● **STORED DATA**:
★ ★ ★
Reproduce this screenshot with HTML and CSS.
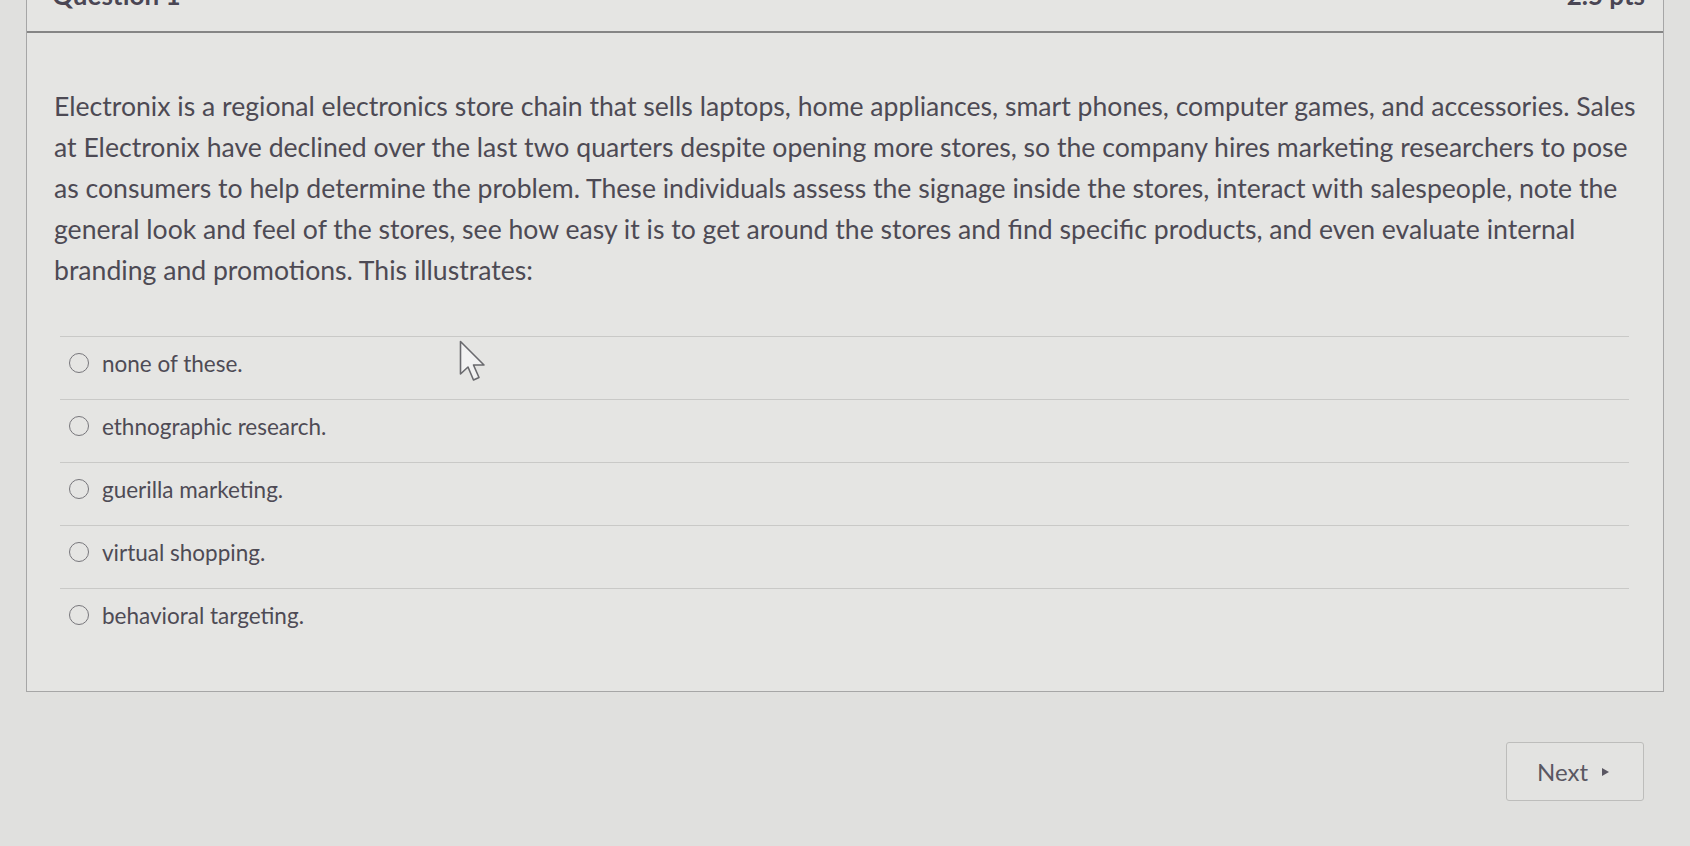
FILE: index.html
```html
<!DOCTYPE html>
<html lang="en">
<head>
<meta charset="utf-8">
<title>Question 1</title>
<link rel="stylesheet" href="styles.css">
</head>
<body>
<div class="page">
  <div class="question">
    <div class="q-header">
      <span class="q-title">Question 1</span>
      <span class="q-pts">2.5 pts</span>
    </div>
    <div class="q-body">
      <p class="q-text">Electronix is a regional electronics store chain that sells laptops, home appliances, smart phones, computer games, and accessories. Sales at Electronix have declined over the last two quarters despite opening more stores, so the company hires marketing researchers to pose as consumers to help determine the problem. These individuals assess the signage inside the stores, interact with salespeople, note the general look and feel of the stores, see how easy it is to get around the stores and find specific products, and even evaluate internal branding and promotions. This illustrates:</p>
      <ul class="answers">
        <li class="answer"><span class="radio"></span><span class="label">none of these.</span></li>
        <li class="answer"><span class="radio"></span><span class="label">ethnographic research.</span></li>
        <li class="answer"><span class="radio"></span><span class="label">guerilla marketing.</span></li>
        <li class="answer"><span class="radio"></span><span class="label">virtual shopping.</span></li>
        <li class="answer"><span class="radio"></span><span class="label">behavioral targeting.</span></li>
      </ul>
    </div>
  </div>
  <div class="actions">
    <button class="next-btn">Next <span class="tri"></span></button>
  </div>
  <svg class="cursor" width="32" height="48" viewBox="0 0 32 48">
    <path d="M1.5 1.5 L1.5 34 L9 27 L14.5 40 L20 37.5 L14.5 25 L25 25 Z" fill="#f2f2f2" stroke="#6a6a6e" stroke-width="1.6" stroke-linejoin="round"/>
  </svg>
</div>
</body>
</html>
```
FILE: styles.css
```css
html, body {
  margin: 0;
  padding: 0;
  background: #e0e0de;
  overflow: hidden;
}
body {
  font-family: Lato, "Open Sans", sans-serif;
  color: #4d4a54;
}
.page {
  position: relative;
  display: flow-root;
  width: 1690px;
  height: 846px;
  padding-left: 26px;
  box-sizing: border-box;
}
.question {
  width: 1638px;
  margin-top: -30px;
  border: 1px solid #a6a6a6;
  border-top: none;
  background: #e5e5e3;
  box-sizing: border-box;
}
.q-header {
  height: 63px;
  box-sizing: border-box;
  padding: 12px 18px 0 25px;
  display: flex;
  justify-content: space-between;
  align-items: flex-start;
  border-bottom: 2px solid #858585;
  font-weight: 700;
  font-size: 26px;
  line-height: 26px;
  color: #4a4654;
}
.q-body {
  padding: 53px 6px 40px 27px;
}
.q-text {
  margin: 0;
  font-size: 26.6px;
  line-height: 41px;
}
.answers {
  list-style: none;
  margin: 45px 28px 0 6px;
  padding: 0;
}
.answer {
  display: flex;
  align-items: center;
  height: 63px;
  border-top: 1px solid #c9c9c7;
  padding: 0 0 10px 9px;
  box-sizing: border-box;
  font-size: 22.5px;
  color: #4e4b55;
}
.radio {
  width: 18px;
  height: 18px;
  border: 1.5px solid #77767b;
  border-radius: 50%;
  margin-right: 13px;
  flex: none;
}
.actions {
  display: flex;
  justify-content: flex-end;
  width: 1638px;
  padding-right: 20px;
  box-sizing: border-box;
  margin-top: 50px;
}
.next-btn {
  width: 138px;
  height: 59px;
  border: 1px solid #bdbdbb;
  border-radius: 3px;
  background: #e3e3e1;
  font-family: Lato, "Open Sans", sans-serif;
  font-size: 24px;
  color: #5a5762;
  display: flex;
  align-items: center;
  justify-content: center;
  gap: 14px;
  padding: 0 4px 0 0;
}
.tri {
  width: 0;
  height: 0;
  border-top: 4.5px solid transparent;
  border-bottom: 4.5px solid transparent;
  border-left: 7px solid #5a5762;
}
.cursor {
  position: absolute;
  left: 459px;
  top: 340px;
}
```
★ ★ ★
● **EXERCISE INSTRUCTIONS**: Transcribe the material exactly, leaving every picture out.

● **EXPECTED OUTPUT**:
Reproduce this screenshot with HTML and CSS.
FILE: index.html
```html
<!DOCTYPE html>
<html lang="en">
<head>
<meta charset="utf-8">
<title>Question 1</title>
<link rel="stylesheet" href="styles.css">
</head>
<body>
<div class="page">
  <div class="question">
    <div class="q-header">
      <span class="q-title">Question 1</span>
      <span class="q-pts">2.5 pts</span>
    </div>
    <div class="q-body">
      <p class="q-text">Electronix is a regional electronics store chain that sells laptops, home appliances, smart phones, computer games, and accessories. Sales at Electronix have declined over the last two quarters despite opening more stores, so the company hires marketing researchers to pose as consumers to help determine the problem. These individuals assess the signage inside the stores, interact with salespeople, note the general look and feel of the stores, see how easy it is to get around the stores and find specific products, and even evaluate internal branding and promotions. This illustrates:</p>
      <ul class="answers">
        <li class="answer"><span class="radio"></span><span class="label">none of these.</span></li>
        <li class="answer"><span class="radio"></span><span class="label">ethnographic research.</span></li>
        <li class="answer"><span class="radio"></span><span class="label">guerilla marketing.</span></li>
        <li class="answer"><span class="radio"></span><span class="label">virtual shopping.</span></li>
        <li class="answer"><span class="radio"></span><span class="label">behavioral targeting.</span></li>
      </ul>
    </div>
  </div>
  <div class="actions">
    <button class="next-btn">Next <span class="tri"></span></button>
  </div>
  <svg class="cursor" width="32" height="48" viewBox="0 0 32 48">
    <path d="M1.5 1.5 L1.5 34 L9 27 L14.5 40 L20 37.5 L14.5 25 L25 25 Z" fill="#f2f2f2" stroke="#6a6a6e" stroke-width="1.6" stroke-linejoin="round"/>
  </svg>
</div>
</body>
</html>
```
FILE: styles.css
```css
html, body {
  margin: 0;
  padding: 0;
  background: #e0e0de;
  overflow: hidden;
}
body {
  font-family: Lato, "Open Sans", sans-serif;
  color: #4d4a54;
}
.page {
  position: relative;
  display: flow-root;
  width: 1690px;
  height: 846px;
  padding-left: 26px;
  box-sizing: border-box;
}
.question {
  width: 1638px;
  margin-top: -30px;
  border: 1px solid #a6a6a6;
  border-top: none;
  background: #e5e5e3;
  box-sizing: border-box;
}
.q-header {
  height: 63px;
  box-sizing: border-box;
  padding: 12px 18px 0 25px;
  display: flex;
  justify-content: space-between;
  align-items: flex-start;
  border-bottom: 2px solid #858585;
  font-weight: 700;
  font-size: 26px;
  line-height: 26px;
  color: #4a4654;
}
.q-body {
  padding: 53px 6px 40px 27px;
}
.q-text {
  margin: 0;
  font-size: 26.6px;
  line-height: 41px;
}
.answers {
  list-style: none;
  margin: 45px 28px 0 6px;
  padding: 0;
}
.answer {
  display: flex;
  align-items: center;
  height: 63px;
  border-top: 1px solid #c9c9c7;
  padding: 0 0 10px 9px;
  box-sizing: border-box;
  font-size: 22.5px;
  color: #4e4b55;
}
.radio {
  width: 18px;
  height: 18px;
  border: 1.5px solid #77767b;
  border-radius: 50%;
  margin-right: 13px;
  flex: none;
}
.actions {
  display: flex;
  justify-content: flex-end;
  width: 1638px;
  padding-right: 20px;
  box-sizing: border-box;
  margin-top: 50px;
}
.next-btn {
  width: 138px;
  height: 59px;
  border: 1px solid #bdbdbb;
  border-radius: 3px;
  background: #e3e3e1;
  font-family: Lato, "Open Sans", sans-serif;
  font-size: 24px;
  color: #5a5762;
  display: flex;
  align-items: center;
  justify-content: center;
  gap: 14px;
  padding: 0 4px 0 0;
}
.tri {
  width: 0;
  height: 0;
  border-top: 4.5px solid transparent;
  border-bottom: 4.5px solid transparent;
  border-left: 7px solid #5a5762;
}
.cursor {
  position: absolute;
  left: 459px;
  top: 340px;
}
```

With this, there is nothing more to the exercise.